Insurance Policy’s Sublimit Applies Following Underground Storage Tank Leak

Last week, the Second Circuit issued a summary order affirming a judgment of a district court involving the terms of a pollution and remediation liability policy.  The policy denied coverage for loss “based upon or arising out of the existence of any underground storage tank(s) and associated piping” except for certain specified tanks and piping that was listed on an endorsement to the policy.  In 2009, the insured discovered an underground storage tank at one of its gas stations discharged several thousand gallons of gasoline.  The parties agreed that the tank was listed on the endorsement and that the policy provided coverage.

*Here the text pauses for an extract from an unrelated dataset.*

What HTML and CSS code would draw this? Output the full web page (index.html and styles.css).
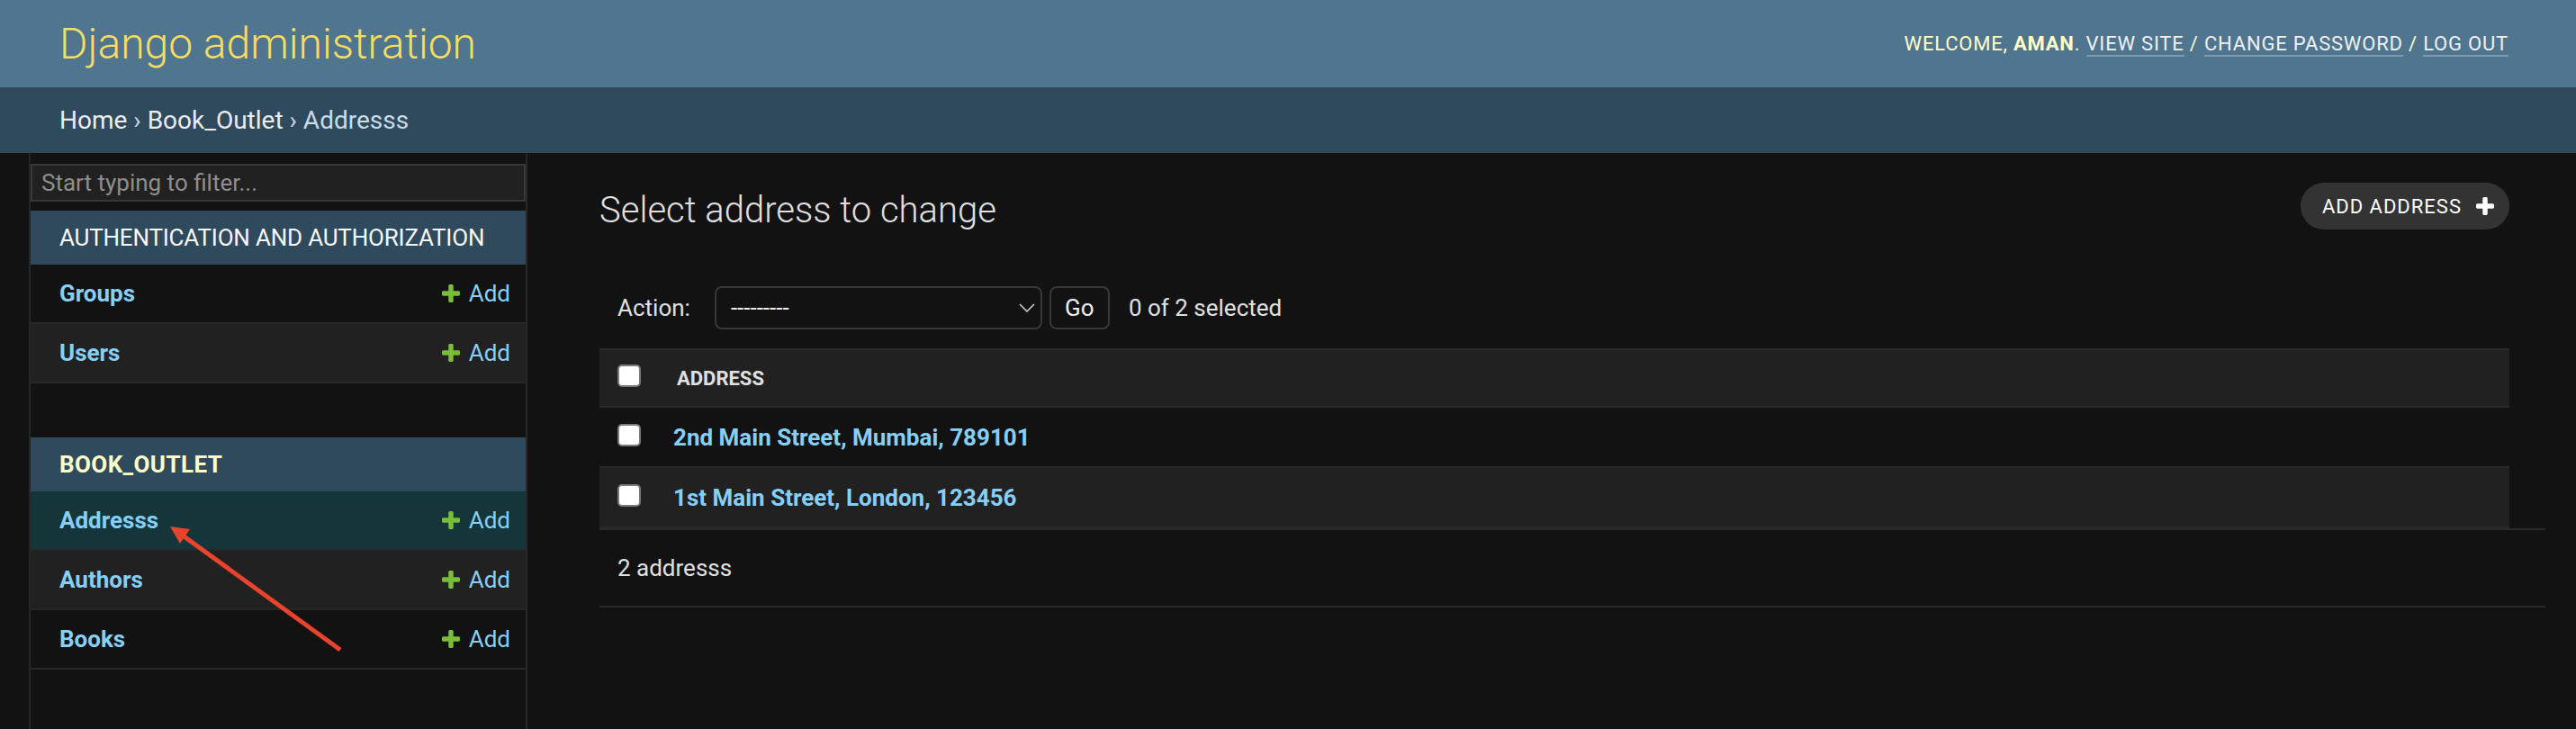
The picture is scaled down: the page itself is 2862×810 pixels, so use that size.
FILE: index.html
```html
<!DOCTYPE html>
<html lang="en">
<head>
<meta charset="utf-8">
<title>Select address to change | Django site admin</title>
<link rel="stylesheet" href="styles.css">
</head>
<body>
<header class="site-header">
  <div class="branding"><h1 class="brand-title">Django administration</h1></div>
  <div class="user-tools">Welcome, <strong>Aman</strong>. <a href="#">View site</a> / <a href="#">Change password</a> / <a href="#">Log out</a></div>
</header>
<nav class="breadcrumbs"><a href="#">Home</a> › <a href="#">Book_Outlet</a> › Addresss</nav>
<div class="main">
  <div class="toggle-nav"></div>
  <aside class="sidebar">
    <input class="nav-filter" type="search" placeholder="Start typing to filter...">
    <div class="app-module">
      <div class="app-caption">Authentication and Authorization</div>
      <div class="model-row"><a class="model-link" href="#">Groups</a><a class="addlink" href="#"><svg viewBox="192 188 1408 1408"><path d="M1600 796v192q0 40-28 68t-68 28h-416v416q0 40-28 68t-68 28h-192q-40 0-68-28t-28-68v-416h-416q-40 0-68-28t-28-68v-192q0-40 28-68t68-28h416v-416q0-40 28-68t68-28h192q40 0 68 28t28 68v416h416q40 0 68 28t28 68z"/></svg>Add</a></div>
      <div class="model-row alt"><a class="model-link" href="#">Users</a><a class="addlink" href="#"><svg viewBox="192 188 1408 1408"><path d="M1600 796v192q0 40-28 68t-68 28h-416v416q0 40-28 68t-68 28h-192q-40 0-68-28t-28-68v-416h-416q-40 0-68-28t-28-68v-192q0-40 28-68t68-28h416v-416q0-40 28-68t68-28h192q40 0 68 28t28 68v416h416q40 0 68 28t28 68z"/></svg>Add</a></div>
    </div>
    <div class="app-module current-app">
      <div class="app-caption">Book_Outlet</div>
      <div class="model-row current"><a class="model-link" href="#">Addresss</a><a class="addlink" href="#"><svg viewBox="192 188 1408 1408"><path d="M1600 796v192q0 40-28 68t-68 28h-416v416q0 40-28 68t-68 28h-192q-40 0-68-28t-28-68v-416h-416q-40 0-68-28t-28-68v-192q0-40 28-68t68-28h416v-416q0-40 28-68t68-28h192q40 0 68 28t28 68v416h416q40 0 68 28t28 68z"/></svg>Add</a></div>
      <div class="model-row alt"><a class="model-link" href="#">Authors</a><a class="addlink" href="#"><svg viewBox="192 188 1408 1408"><path d="M1600 796v192q0 40-28 68t-68 28h-416v416q0 40-28 68t-68 28h-192q-40 0-68-28t-28-68v-416h-416q-40 0-68-28t-28-68v-192q0-40 28-68t68-28h416v-416q0-40 28-68t68-28h192q40 0 68 28t28 68v416h416q40 0 68 28t28 68z"/></svg>Add</a></div>
      <div class="model-row"><a class="model-link" href="#">Books</a><a class="addlink" href="#"><svg viewBox="192 188 1408 1408"><path d="M1600 796v192q0 40-28 68t-68 28h-416v416q0 40-28 68t-68 28h-192q-40 0-68-28t-28-68v-416h-416q-40 0-68-28t-28-68v-192q0-40 28-68t68-28h416v-416q0-40 28-68t68-28h192q40 0 68 28t28 68v416h416q40 0 68 28t28 68z"/></svg>Add</a></div>
    </div>
  </aside>
  <main class="content">
    <div class="form-wrap">
      <div class="content-head">
        <h1 class="page-title">Select address to change</h1>
        <a class="object-tool" href="#">Add address<svg viewBox="192 188 1408 1408"><path d="M1600 796v192q0 40-28 68t-68 28h-416v416q0 40-28 68t-68 28h-192q-40 0-68-28t-28-68v-416h-416q-40 0-68-28t-28-68v-192q0-40 28-68t68-28h416v-416q0-40 28-68t68-28h192q40 0 68 28t28 68v416h416q40 0 68 28t28 68z"/></svg></a>
      </div>
      <div class="actions">
        <span class="action-label">Action:</span>
        <div class="select"><span>---------</span><svg viewBox="0 0 18 10"><path d="M1 1 L9 9 L17 1"/></svg></div>
        <button class="go-btn" type="button">Go</button>
        <span class="action-counter">0 of 2 selected</span>
      </div>
      <div class="result-list">
        <div class="result-head"><input class="check" type="checkbox"><span class="col-label">Address</span></div>
        <div class="result-row"><input class="check" type="checkbox"><a class="row-link" href="#">2nd Main Street, Mumbai, 789101</a></div>
        <div class="result-row alt"><input class="check" type="checkbox"><a class="row-link" href="#">1st Main Street, London, 123456</a></div>
      </div>
    </div>
    <p class="paginator">2 addresss</p>
  </main>
</div>
<svg class="annotation" viewBox="0 0 2862 810">
  <line x1="378" y1="722" x2="203" y2="595" stroke="#e8432c" stroke-width="5"/>
  <polygon points="189,585 211,588 200,604" fill="#e8432c"/>
</svg>
</body>
</html>
```

FILE: styles.css
```css
* { box-sizing: border-box; }
html, body { height: 100%; }
body {
  margin: 0;
  background: #121212;
  color: #eeeeee;
  font-family: Roboto, "Liberation Sans", sans-serif;
  font-size: 26px;
  display: flex;
  flex-direction: column;
  overflow: hidden;
  position: relative;
}
a { text-decoration: none; }

/* Header */
.site-header {
  flex: 0 0 97px;
  background: #4f758f;
  display: flex;
  align-items: center;
  justify-content: space-between;
  padding: 0 75px 0 66px;
}
.brand-title {
  margin: 0;
  font-size: 48px;
  font-weight: 300;
  color: #f5dd64;
  line-height: normal;
}
.user-tools {
  font-size: 22px;
  letter-spacing: 0.8px;
  text-transform: uppercase;
  color: #ffffcc;
  font-weight: 400;
}
.user-tools strong { font-weight: 700; }
.user-tools a {
  color: #eef1f4;
  border-bottom: 2px solid rgba(255, 255, 255, 0.28);
}

/* Breadcrumbs */
.breadcrumbs {
  flex: 0 0 73px;
  background: #2f4a5c;
  padding: 20px 66px;
  font-size: 28px;
  line-height: 33px;
  color: #c8dbe7;
}
.breadcrumbs a { color: #ececec; }

/* Main */
.main {
  flex: 1;
  display: flex;
  min-height: 0;
}
.toggle-nav {
  flex: 0 0 34px;
  border-right: 2px solid #262626;
}
.sidebar {
  flex: 0 0 552px;
  width: 552px;
  min-width: 0;
  overflow: hidden;
  border-right: 2px solid #262626;
  border-top: 2px solid transparent;
}
.nav-filter {
  display: block;
  width: 100%;
  height: 42px;
  margin: 10px 0;
  padding: 4px 10px;
  border: 2px solid #383838;
  background: #212121;
  color: #eeeeee;
  font-family: inherit;
  font-size: 26px;
  outline: none;
}
.nav-filter::placeholder { color: #8e8e8e; }

.app-module { margin-bottom: 60px; }
.app-caption {
  height: 60px;
  background: #2f4a5c;
  padding: 16px 32px;
  font-size: 26px;
  line-height: 28px;
  letter-spacing: -0.2px;
  white-space: nowrap;
  text-transform: uppercase;
  color: #f7f7f7;
}
.current-app .app-caption { color: #ffffcc; font-weight: 700; letter-spacing: 0.4px; }
.model-row {
  display: flex;
  justify-content: space-between;
  align-items: center;
  height: 66px;
  padding: 0 17px 0 32px;
  border-bottom: 2px solid #262626;
}
.model-row.alt { background: #212121; }
.model-row.current { background: #14353a; }
.model-link { color: #86cff6; font-weight: 700; }
.addlink {
  color: #86cff6;
  display: flex;
  align-items: center;
  gap: 10px;
}
.addlink svg { width: 20px; height: 20px; fill: #78be36; }

/* Content */
.content {
  flex: 1;
  min-width: 0;
  padding: 40px 34px 0 80px;
}
.form-wrap { margin-right: 40px; }
.content-head {
  display: flex;
  justify-content: space-between;
  align-items: flex-start;
  margin-bottom: 40px;
}
.page-title {
  margin: 0;
  font-size: 40px;
  font-weight: 300;
  line-height: 47px;
  color: #e0e0e0;
}
.object-tool {
  margin-top: -7px;
  height: 52px;
  padding: 0 17px 0 24px;
  border-radius: 26px;
  background: #333333;
  color: #ffffff;
  font-size: 22px;
  letter-spacing: 1px;
  text-transform: uppercase;
  display: flex;
  align-items: center;
  gap: 16px;
}
.object-tool svg { width: 20px; height: 20px; fill: #ffffff; }

.actions {
  display: flex;
  align-items: center;
  height: 90px;
  padding: 20px;
}
.action-label { color: #e0e0e0; margin-right: 27px; }
.select {
  width: 364px;
  height: 48px;
  border: 2px solid #383838;
  border-radius: 8px;
  display: flex;
  align-items: center;
  justify-content: space-between;
  padding: 0 6px 0 16px;
  color: #eeeeee;
}
.select svg {
  width: 18px;
  height: 10px;
  fill: none;
  stroke: #cccccc;
  stroke-width: 1.6;
}
.go-btn {
  margin-left: 8px;
  width: 67px;
  height: 48px;
  border: 2px solid #383838;
  border-radius: 8px;
  background: #121212;
  color: #eeeeee;
  font-family: inherit;
  font-size: 26px;
  padding: 0;
}
.action-counter { margin-left: 21px; color: #e0e0e0; }

.result-head, .result-row {
  display: flex;
  align-items: center;
  height: 67px;
  padding-left: 20px;
  border-bottom: 2px solid #2a2a2a;
}
.result-head {
  height: 66px;
  background: #212121;
  border-top: 2px solid #2a2a2a;
}
.result-row.alt { background: #212121; }
.check {
  appearance: none;
  width: 26px;
  height: 25px;
  margin: 0 0 5px 0;
  background: #ffffff;
  border: 2px solid #7a7a7a;
  border-radius: 5px;
}
.col-label {
  margin-left: 40px;
  font-size: 22px;
  font-weight: 700;
  text-transform: uppercase;
  color: #e0e0e0;
}
.row-link {
  margin-left: 36px;
  color: #86cff6;
  font-weight: 700;
}

.paginator {
  margin: 0;
  padding: 20px;
  line-height: 44px;
  font-size: 26px;
  color: #e0e0e0;
  border-top: 2px solid #2a2a2a;
  border-bottom: 2px solid #2a2a2a;
}

/* Annotation overlay */
.annotation {
  position: absolute;
  left: 0;
  top: 0;
  width: 2862px;
  height: 810px;
  pointer-events: none;
}
```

The parties disagreed, however, about whether a separate endorsement applied that inserted a sublimit of $1 million for each loss or remediation expense associated with the tanks in which coverage existed.  The insured argued that the meaning of the phrase “underground storage tank(s) and associated piping” varied across the policy so that the sublimit would not apply to the losses and expenses of this particular loss, even though the tank would still qualify under the endorsement that provided specific exceptions to the policy’s general denial of coverage for storage tanks and associated piping.  The district court, nor the Second Circuit, were persuaded.  The Second Circuit explained that the insured “points to no ‘countervailing reason’ for according varying meanings to the same phrase in this insurance policy.  To the contrary, the policy unambiguously uses the same terms in order to precisely and consistently define the scope of coverage, both in the exclusionary language and in the sublimit . . . there is no ambiguity here.”